L’attuale disciplinare, che ha istituito la Dop, permette infatti una percentuale di latte vaccino pari all’85% e, cosa ancora più sorprendente, la percentuale residua può essere composta da latte caprino, oppure a scelta, ovino. I produttori storici non si sono arresi a questa normativa e, alcuni di loro continuano a fare robiole come si faceva duecento anni fa. Slow food ha inserito questa formaggetta tra i suoi presidi e – pare quasi superfluo aggiungerlo – valorizza e promuove esclusivamente la Robiola di Roccaverano classica, quella cioè totalmente composta da latte crudo di capra. Agli appassionati consigliamo comunque di tenere alto il livello d’attenzione sull’argomento.
Ma andiamo a ripercorrere la storia di questo formaggio: Ha origini antichissime, il caprino di Roccaverano, l’unico caprino storico italiano, il solo degno di confrontarsi con i chèvres d’oltralpe che come attestato da testimonianze che risalgono al periodo celtico-ligure, in seguito raccontato da Plinio e Pantaleone, che ne apprezzarono le qualità e ne illustrarono il ciclo produttivo. Il suo nome richiama sia il latino “robium”, con riferimento al colore rossiccio della parte esterna della pasta, sia il nome del paese di Roccaverano nell’astigiano da dove si è originato il prodotto. Attualmente, la Robiola di Roccaverano è l’unico formaggio Dop italiano che può essere prodotto con tre tipi diversi di latte: vaccino, caprino e/o ovino, anche se, come detto, una volta era prodotto solo con latte di pecora. Il latte proviene da due mungiture giornaliere, ed è leggermente scremato per affioramento. La Robiola di Roccaverano è un formaggio grasso a pasta fresca, la maturazione è breve e può durare al massimo 20 giorni a seconda della microflora lattea. L’alimentazione base degli animali deve essere costituita da foraggi verdi o conservati.

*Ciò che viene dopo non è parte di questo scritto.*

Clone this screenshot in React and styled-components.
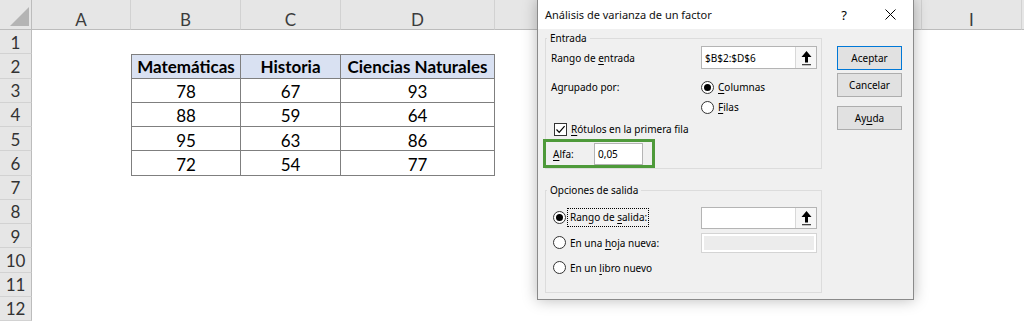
import React from "react";
import styled, { createGlobalStyle, css } from "styled-components";

const GlobalStyle = createGlobalStyle`
  html, body { margin: 0; padding: 0; background: #fff; overflow: hidden; }
  #root { width: 1024px; height: 321px; }
`;

/* E–H lie under the dialog, so their letters are never seen */
const COLS = ["A", "B", "C", "D", "", "", "", "", "I", ""];
const WIDTHS = [99, 110, 100, 154, 107, 107, 107, 106, 100, 20];
const ROW_H = 24.25;

const Sheet = styled.div`
  position: relative;
  width: 1024px;
  height: 321px;
  overflow: hidden;
  display: grid;
  grid-template-columns: 32px ${WIDTHS.map((w) => w + "px").join(" ")};
  grid-template-rows: 30px repeat(12, ${ROW_H}px);
  font-family: "Lato", "Open Sans", sans-serif;
  background: #fff;
`;

const Corner = styled.div`
  position: relative;
  background: #e6e6e6;
  border-right: 1px solid #bcbcbc;
  border-bottom: 1px solid #bcbcbc;
  box-sizing: border-box;
`;

const CornerTri = styled.svg`
  position: absolute;
  right: 1px;
  bottom: 2px;
`;

const ColHeader = styled.div`
  background: #e6e6e6;
  border-right: 1px solid #d2d2d2;
  border-bottom: 1px solid #bcbcbc;
  box-sizing: border-box;
  display: flex;
  justify-content: center;
  align-items: center;
  padding-top: 9px;
  font-size: 17px;
  color: #3c3c3c;
`;

const RowHeader = styled.div`
  background: #e6e6e6;
  border-right: 1px solid #bcbcbc;
  border-bottom: 1px solid #d2d2d2;
  box-sizing: border-box;
  display: flex;
  justify-content: center;
  align-items: center;
  padding-top: 1px;
  font-size: 17px;
  color: #333;
`;

const Cell = styled.div`
  box-sizing: border-box;
  display: flex;
  justify-content: center;
  align-items: center;
  font-size: 17px;
  color: #000;
  white-space: nowrap;
  ${(p) =>
    p.$boxed &&
    css`
      border-right: 1px solid #7f7f7f;
      border-bottom: 1px solid #7f7f7f;
      padding-top: 3px;
    `}
  ${(p) => p.$top && css`border-top: 1px solid #7f7f7f; padding-top: 1px;`}
  ${(p) => p.$left && css`border-left: 1px solid #7f7f7f;`}
  ${(p) =>
    p.$head &&
    css`
      background: #d9e1f2;
      font-weight: 700;
    `}
`;

const TABLE = [
  ["Matemáticas", "Historia", "Ciencias Naturales"],
  ["78", "67", "93"],
  ["88", "59", "64"],
  ["95", "63", "86"],
  ["72", "54", "77"],
];

/* ---------------- dialog ---------------- */

const Dialog = styled.div`
  position: absolute;
  left: 537px;
  top: -1px;
  width: 377px;
  height: 301px;
  box-sizing: border-box;
  background: #f0f0f0;
  border: 1px solid #8a8a8a;
  box-shadow: 0 0 14px rgba(0, 0, 0, 0.28);
  display: flex;
  flex-direction: column;
  font-family: "Noto Sans", "Open Sans", sans-serif;
  font-size: 10px;
  color: #000;
`;

const TitleBar = styled.div`
  height: 29px;
  flex: none;
  background: #fff;
  display: flex;
  align-items: center;
  padding-left: 7px;
`;

const Title = styled.div`
  flex: 1;
  font-size: 11px;
  color: #111;
`;

const CaptionBtn = styled.div`
  width: 46px;
  height: 29px;
  display: flex;
  align-items: center;
  justify-content: center;
  font-size: 13px;
`;

const Body = styled.div`
  flex: 1;
  display: flex;
  padding: 9px 11px 0 7px;
`;

const LeftCol = styled.div`
  width: 277px;
  display: flex;
  flex-direction: column;
  gap: 21px;
`;

const Group = styled.div`
  position: relative;
  height: ${(p) => p.$h}px;
  box-sizing: border-box;
  border: 1px solid #dcdcdc;
  display: flex;
  flex-direction: column;
  padding: ${(p) => p.$pt}px 0 0 ${(p) => p.$pl}px;
`;

const Legend = styled.div`
  position: absolute;
  left: 1px;
  top: -9px;
  padding: 0 3px;
  background: #f0f0f0;
  line-height: 16px;
`;

const Row = styled.div`
  display: flex;
  align-items: ${(p) => (p.$top ? "flex-start" : "center")};
  height: ${(p) => p.$h || 24}px;
  margin-top: ${(p) => p.$mt || 0}px;
`;

const LabelCol = styled.div`
  width: ${(p) => p.$w}px;
  flex: none;
  line-height: 20px;
`;

const U = styled.span`
  text-decoration: underline;
  text-underline-offset: 2px;
`;

const RefEdit = styled.div`
  display: flex;
  width: 116px;
  height: ${(p) => p.$h || 23}px;
  box-sizing: border-box;
  border: 1px solid #b4b4b4;
  background: #fff;
`;

const RefText = styled.div`
  flex: 1;
  display: flex;
  align-items: center;
  padding-left: 3px;
  border-right: 1px solid #d8d8d8;
`;

const RefBtn = styled.div`
  width: 20px;
  flex: none;
  display: flex;
  align-items: center;
  justify-content: center;
  background: #f6f6f6;
`;

const DisabledBox = styled.div`
  width: 116px;
  height: 20px;
  box-sizing: border-box;
  border: 1px solid #d4d4d4;
  background: #fff;
  padding: 2px;
  display: flex;
`;

const DisabledFill = styled.div`
  flex: 1;
  background: #ececec;
`;

const RadioList = styled.div`
  display: flex;
  flex-direction: column;
`;

const Option = styled.div`
  display: flex;
  align-items: center;
  height: 20px;
  gap: 4px;
`;

const RadioCircle = styled.span`
  width: 13px;
  height: 13px;
  flex: none;
  box-sizing: border-box;
  border-radius: 50%;
  border: 1px solid #333;
  background: #fff;
  display: flex;
  align-items: center;
  justify-content: center;
  &::after {
    content: "";
    width: 7px;
    height: 7px;
    border-radius: 50%;
    background: ${(p) => (p.$on ? "#000" : "transparent")};
  }
`;

const CheckBox = styled.span`
  width: 13px;
  height: 13px;
  flex: none;
  box-sizing: border-box;
  border: 1px solid #333;
  background: #fff;
  display: flex;
  align-items: center;
  justify-content: center;
  margin-left: 3px;
`;

const Focus = styled.span`
  border: 1px dotted #000;
  padding: 0 1px 0 2px;
  margin-left: -3px;
  line-height: 17px;
`;

const AlfaBox = styled.div`
  display: flex;
  align-items: center;
  margin-left: -8px;
  width: 112px;
  height: 31px;
  box-sizing: border-box;
  border: 3px solid #4e9a3a;
  padding-left: 7px;
`;

const TextInput = styled.div`
  width: ${(p) => p.$w}px;
  height: 22px;
  box-sizing: border-box;
  border: 1px solid #b4b4b4;
  background: #fff;
  display: flex;
  align-items: center;
  padding-left: 3px;
`;

const BtnCol = styled.div`
  margin-left: 15px;
  padding-top: 8px;
  display: flex;
  flex-direction: column;
`;

const Button = styled.div`
  width: 65px;
  height: 24px;
  box-sizing: border-box;
  border: 1px solid ${(p) => (p.$default ? "#0078d7" : "#adadad")};
  background: #e1e1e1;
  display: flex;
  align-items: center;
  justify-content: center;
  margin-top: ${(p) => p.$mt || 0}px;
`;

const UpArrow = () => (
  <svg width="11" height="16" viewBox="0 0 11 16">
    <path d="M5.5 1 L10.5 7 H7 V12.5 H4 V7 H0.5 Z" fill="#000" />
    <rect x="1" y="14" width="9" height="1.3" fill="#444" />
  </svg>
);

const CloseIcon = () => (
  <svg width="11" height="11" viewBox="0 0 11 11">
    <path d="M0.5 0.5 L10.5 10.5 M10.5 0.5 L0.5 10.5" stroke="#000" strokeWidth="1" />
  </svg>
);

const CheckMark = () => (
  <svg width="11" height="11" viewBox="0 0 11 11">
    <path d="M1.5 5.5 L4.2 8.3 L9.6 2.2" stroke="#000" strokeWidth="1.2" fill="none" />
  </svg>
);

function AnovaDialog() {
  return (
    <Dialog>
      <TitleBar>
        <Title>Análisis de varianza de un factor</Title>
        <CaptionBtn>?</CaptionBtn>
        <CaptionBtn>
          <CloseIcon />
        </CaptionBtn>
      </TitleBar>
      <Body>
        <LeftCol>
          <Group $h={131} $pt={7} $pl={5}>
            <Legend>Entrada</Legend>
            <Row $h={23}>
              <LabelCol $w={150}>
                Rango de <U>e</U>ntrada
              </LabelCol>
              <RefEdit>
                <RefText>$B$2:$D$6</RefText>
                <RefBtn>
                  <UpArrow />
                </RefBtn>
              </RefEdit>
            </Row>
            <Row $h={40} $mt={8} $top>
              <LabelCol $w={150}>Agrupado por:</LabelCol>
              <RadioList>
                <Option>
                  <RadioCircle $on />
                  <span>
                    <U>C</U>olumnas
                  </span>
                </Option>
                <Option>
                  <RadioCircle />
                  <span>
                    <U>F</U>ilas
                  </span>
                </Option>
              </RadioList>
            </Row>
            <Row $h={20} $mt={2}>
              <Option>
                <CheckBox>
                  <CheckMark />
                </CheckBox>
                <span>
                  <U>R</U>ótulos en la primera fila
                </span>
              </Option>
            </Row>
            <AlfaBox>
              <LabelCol $w={41}>
                <U>A</U>lfa:
              </LabelCol>
              <TextInput $w={49}>0,05</TextInput>
            </AlfaBox>
          </Group>
          <Group $h={103} $pt={14} $pl={7}>
            <Legend>Opciones de salida</Legend>
            <Row $h={25}>
              <LabelCol $w={148}>
                <Option>
                  <RadioCircle $on />
                  <Focus>
                    Rango de <U>s</U>alida:
                  </Focus>
                </Option>
              </LabelCol>
              <RefEdit $h={22}>
                <RefText />
                <RefBtn>
                  <UpArrow />
                </RefBtn>
              </RefEdit>
            </Row>
            <Row $h={25}>
              <LabelCol $w={148}>
                <Option>
                  <RadioCircle />
                  <span>
                    En una <U>h</U>oja nueva:
                  </span>
                </Option>
              </LabelCol>
              <DisabledBox>
                <DisabledFill />
              </DisabledBox>
            </Row>
            <Row $h={25}>
              <Option>
                <RadioCircle />
                <span>
                  En un <U>l</U>ibro nuevo
                </span>
              </Option>
            </Row>
          </Group>
        </LeftCol>
        <BtnCol>
          <Button $default>Aceptar</Button>
          <Button $mt={3}>Cancelar</Button>
          <Button $mt={9}>
            Ay<U>u</U>da
          </Button>
        </BtnCol>
      </Body>
    </Dialog>
  );
}

export default function App() {
  const rows = [];
  for (let r = 1; r <= 12; r++) {
    const cells = [<RowHeader key={"h" + r}>{r}</RowHeader>];
    COLS.forEach((c, ci) => {
      const tr = r - 2;
      const tc = ci - 1;
      const inTable = tr >= 0 && tr < 5 && tc >= 0 && tc < 3;
      cells.push(
        <Cell
          key={"c" + ci + "-" + r}
          $boxed={inTable}
          $top={inTable && tr === 0}
          $left={inTable && tc === 0}
          $head={inTable && tr === 0}
        >
          {inTable ? TABLE[tr][tc] : null}
        </Cell>
      );
    });
    rows.push(...cells);
  }
  return (
    <>
      <GlobalStyle />
      <Sheet>
        <Corner>
          <CornerTri width="20" height="20" viewBox="0 0 20 20">
            <path d="M19 0 L19 19 L0 19 Z" fill="#b4b4b4" />
          </CornerTri>
        </Corner>
        {COLS.map((c, i) => (
          <ColHeader key={"col" + i}>{c}</ColHeader>
        ))}
        {rows}
        <AnovaDialog />
      </Sheet>
    </>
  );
}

Si produce in ogni periodo dell’anno.
Materia prima Latte intero vaccino e ovino, oppure vaccino e caprino, con un massimo dell’85% di latte vaccino. Eccelle quello da razza piemontese. Alimentazione: foraggio fresco o fieno della zona di produzione. Tecnologia di lavorazione Si porta il latte, previa pastorizzazione o crudo, a circa 18°C, aggiungendo caglio naturale liquido più fermenti lattici (nell’eventualità il latte fosse pastorizzato). Coagula in circa 24 ore. Successivamente, la massa viene sistemata negli appositi stampi dove rimane per una giornata. La salatura si effettua solo talvolta, tramite aspersione di sale fino.
Stagionatura Facoltativa, massimo 20 giorni. Caratteristiche Altezza: cm 3-4; diametro: cm 12-16; peso: Kg 0,2; forma: cilindrica; crosta: assente; pasta: tenera, friabile, compatta, bianca o colore paglierino che tende al giallo se il prodotto viene stagionato; sapore: intenso e piccante, se stagionato.
Area di produzione Comuni di Bubbio, Cessole, Loazzolo, Mombaldone, Olmo Gentile, San Giorgio Scarampi, Roccaverano, Monastero Bormida, Serole, Vesime (provincia di Asti), Ponzone, Montechiaro d’Acqui, Castelletto d’Erro, Denice, Malvicino, Merana, Pareto, Ponti, Spigno, Cartosio (provincia di Alessandria). Calendario di produzione Tutto l’anno. Note Formaggio già noto nel Medioevo, è riconosciuto Doc dal 14 marzo 1979 e Dop dal 2 luglio 1996.